Pittsburgh Mind-Body Center


Thursday, November 13, 2003

3:30 pm -  5:00 pm, Location:  TBA

"Causation and Prediction"

Richard P. Scheines, Ph.D., Associate Professor of Philosophy, Automated Learning and Discovery,
and Human-Computer Interaction, Carnegie Mellon University

Dr. Richard Scheines received his Ph.D. in History and Philosophy of Science from the University of Pittsburgh in 1987, and since then has been at Carnegie Mellon University, where he is currently an Associate Professor of Philosophy, Automated Learning and Discovery, and Human-Computer Interaction.  His research interests are broadly on two topics: the connection between causation and statistics and on educational computing.
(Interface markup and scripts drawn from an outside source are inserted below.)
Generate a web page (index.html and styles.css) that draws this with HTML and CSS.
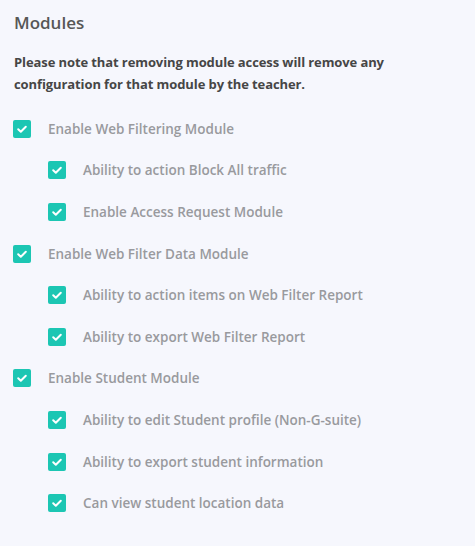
FILE: index.html
```html
<!DOCTYPE html>
<html lang="en">
<head>
  <meta charset="UTF-8">
  <meta name="viewport" content="width=device-width, initial-scale=1">
  <title>Modules</title>
  <link rel="stylesheet" href="styles.css">
</head>
<body>

  <section class="modules">
    <h2>Modules</h2>
    <p class="note">Please note that removing module access will remove any configuration for that module by the teacher.</p>

    <ul class="module-list" id="module-list">
      <!-- filled by script -->
    </ul>
  </section>

  <script>
    const modules = [
      ["Enable Web Filtering Module", ["Ability to action Block All traffic", "Enable Access Request Module"]],
      ["Enable Web Filter Data Module", ["Ability to action items on Web Filter Report", "Ability to export Web Filter Report"]],
      ["Enable Student Module", ["Ability to edit Student profile (Non-G-suite)", "Ability to export student information", "Can view student location data"]]
    ];

    const list = document.getElementById("module-list");

    const makeRow = (label, sub) => {
      const li = document.createElement("li");
      li.className = sub ? "row sub" : "row";
      li.innerHTML = `<label><input type="checkbox" checked><span class="box"><svg viewBox="0 0 18 18"><path d="M5.2 9.3l2.6 2.5 5-5" /></svg></span><span class="text">${label}</span></label>`;
      list.appendChild(li);
    };

    modules.forEach(([name, children]) => {
      makeRow(name, false);
      children.forEach(c => makeRow(c, true));
    });
  </script>

</body>
</html>
```

FILE: styles.css
```css
body {
  font-family: 'Open Sans', 'Noto Sans', sans-serif;
  background: #f6f7fd;
  margin: 0;
  padding: 0 14px;
  color: #444;
}

h2 {
  margin: 0;
  padding-top: 11px;
  font-size: 17px;
  font-weight: 600;
  line-height: 24px;
  color: #575757;
}

.note {
  max-width: 385px;
  margin: 16px 0 0;
  font-size: 13px;
  font-weight: 700;
  line-height: 22px;
  letter-spacing: -0.1px;
  color: #464646;
}

.module-list {
  list-style: none;
  margin: 13px 0 0;
  padding: 0;
}

.row {
  height: 41.6px;
  display: flex;
  align-items: center;
}

.row.sub {
  padding-left: 35px;
}

.row label {
  display: flex;
  align-items: center;
  cursor: pointer;
}

.row input {
  display: none;
}

.box {
  width: 18px;
  height: 18px;
  border-radius: 2px;
  background: #1cc6b3;
  display: flex;
  margin-left: -1px;
}

.box svg {
  width: 18px;
  height: 18px;
  fill: none;
  stroke: #fff;
  stroke-width: 2;
  stroke-linecap: round;
  stroke-linejoin: round;
}

.text {
  margin-left: 17px;
  font-size: 13.5px;
  font-weight: 600;
  color: #999a9e;
}
```
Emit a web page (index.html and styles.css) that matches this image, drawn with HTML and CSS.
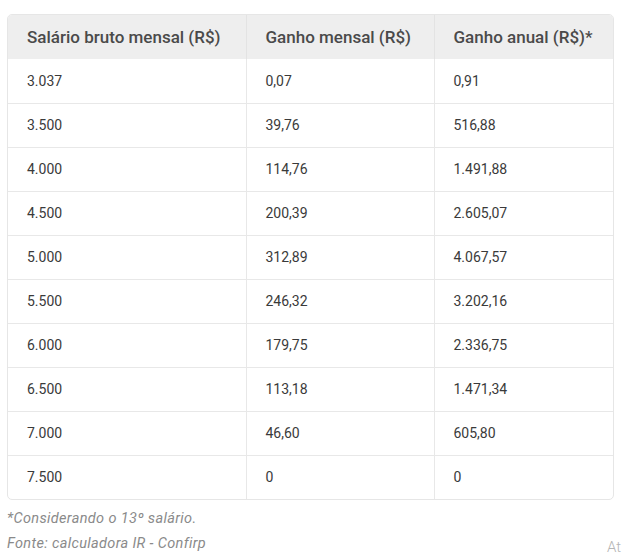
FILE: index.html
```html
<!DOCTYPE html>
<html lang="pt-BR">
<head>
<meta charset="utf-8">
<link rel="stylesheet" href="styles.css">
</head>
<body>
<div class="page">
  <div class="table-wrap">
    <table class="data">
      <colgroup><col class="c1"><col class="c2"><col class="c3"></colgroup>
      <thead>
        <tr><th>Salário bruto mensal (R$)</th><th>Ganho mensal (R$)</th><th>Ganho anual (R$)*</th></tr>
      </thead>
      <tbody>
        <tr><td>3.037</td><td>0,07</td><td>0,91</td></tr>
        <tr><td>3.500</td><td>39,76</td><td>516,88</td></tr>
        <tr><td>4.000</td><td>114,76</td><td>1.491,88</td></tr>
        <tr><td>4.500</td><td>200,39</td><td>2.605,07</td></tr>
        <tr><td>5.000</td><td>312,89</td><td>4.067,57</td></tr>
        <tr><td>5.500</td><td>246,32</td><td>3.202,16</td></tr>
        <tr><td>6.000</td><td>179,75</td><td>2.336,75</td></tr>
        <tr><td>6.500</td><td>113,18</td><td>1.471,34</td></tr>
        <tr><td>7.000</td><td>46,60</td><td>605,80</td></tr>
        <tr><td>7.500</td><td>0</td><td>0</td></tr>
      </tbody>
    </table>
  </div>
  <p class="note">*Considerando o 13º salário.</p>
  <p class="note">Fonte: calculadora IR - Confirp</p>
  <span class="corner">At</span>
</div>
</body>
</html>
```
FILE: styles.css
```css
html, body { margin: 0; padding: 0; background: #fff; }
body { font-family: "Roboto", "Inter", sans-serif; }
.page { position: relative; width: 626px; height: 555px; padding: 14px 12px 0 7px; box-sizing: border-box; overflow: hidden; }
.table-wrap { width: 607px; border: 1px solid #e6e6e6; border-radius: 5px; overflow: hidden; box-sizing: border-box; }
.data { width: 100%; border-collapse: collapse; table-layout: fixed; }
.c1 { width: 238px; }
.c2 { width: 188px; }
.data th { box-sizing: border-box; background: #eeeeee; color: #4a4a4a; font-weight: 500; font-size: 17px; text-align: left; height: 44px; padding: 0 0 0 19px; border-left: 1px solid #e3e3e3; white-space: nowrap; }
.data td { box-sizing: border-box; color: #3a3a3a; font-size: 14px; height: 44px; padding: 0 0 0 19px; border-left: 1px solid #e8e8e8; border-top: 1px solid #e8e8e8; }
.data th:first-child, .data td:first-child { border-left: none; }
.data tbody tr:first-child td { border-top: none; }
.note { margin: 0; font-style: italic; color: #8a8a8a; font-size: 14.5px; letter-spacing: 0.35px; line-height: 25px; }
.note:first-of-type { margin-top: 6px; }
.corner { position: absolute; left: 607px; top: 538px; color: #b5b5b5; font-size: 15px; font-weight: 300; }
```
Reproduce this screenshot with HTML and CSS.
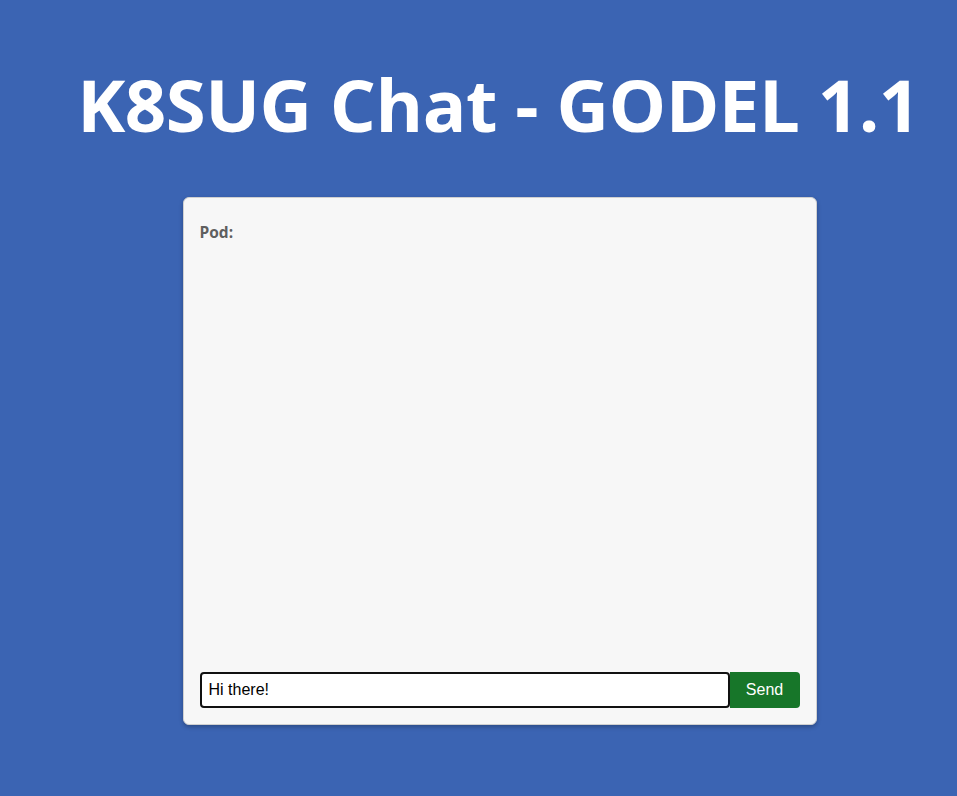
FILE: index.html
```html
<!DOCTYPE html>
<html>
<head>
<meta charset="utf-8">
<link rel="stylesheet" href="styles.css">
</head>
<body>
<div class="page">
  <h1 class="title">K8SUG Chat - GODEL 1.1</h1>
  <div class="card">
    <div class="pod">Pod:</div>
    <div class="messages"></div>
    <form class="composer">
      <input class="msg" type="text" value="Hi there!">
      <button class="send" type="button">Send</button>
    </form>
  </div>
</div>
</body>
</html>
```
FILE: styles.css
```css
html, body {
  margin: 0;
  padding: 0;
  background: #3b64b3;
  height: 100%;
}
.page {
  display: flex;
  flex-direction: column;
  align-items: center;
  font-family: "Open Sans", sans-serif;
}
.title {
  margin: 55px 0 0 40px;
  font-size: 72.5px;
  line-height: 99px;
  font-weight: 700;
  color: #fff;
  letter-spacing: -0.5px;
  white-space: nowrap;
}
.card {
  margin: 43px 0 0 42px;
  width: 600px;
  height: 494px;
  padding: 16px;
  background: #f7f7f7;
  border: 1px solid #d0d0d0;
  border-radius: 6px;
  box-shadow: 0 2px 4px rgba(0,0,0,0.25);
  display: flex;
  flex-direction: column;
}
.pod {
  margin-top: 8px;
  font-size: 15.5px;
  font-weight: 700;
  color: #5f5f5f;
  line-height: 20px;
}
.messages {
  flex: 1;
}
.composer {
  display: flex;
  margin: 0;
}
.msg {
  flex: 1;
  height: 36px;
  box-sizing: border-box;
  border: 2px solid #111;
  border-radius: 4px;
  padding: 0 7px;
  font-family: "Liberation Sans", Arial, sans-serif;
  font-size: 16px;
  color: #000;
  background: #fff;
  outline: none;
}
.send {
  width: 70px;
  height: 36px;
  border: none;
  border-radius: 0 4px 4px 0;
  background: #177629;
  color: #fff;
  font-family: "Liberation Sans", Arial, sans-serif;
  font-size: 16px;
}
```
Along with several colleagues at Carnegie Mellon, Scheines has spent 15 years articulating axioms to connect causal structure with statistical independence, characterizing what can and cannot be learned about causal structure under various degrees of background knowledge, and developing algorithms that take data and output the set of causal models that can explain such data.  His work on educational computing involves intelligent tutors for teaching proof construction in formal logic, and in creating and evaluating an online course in Causal and Statistical Reasoning.  Dr. Scheines will discuss the difference between using statistical techniques like regression for prediction and for predicting the effect of an intervention, a distinction usually not made in typical statistical practice.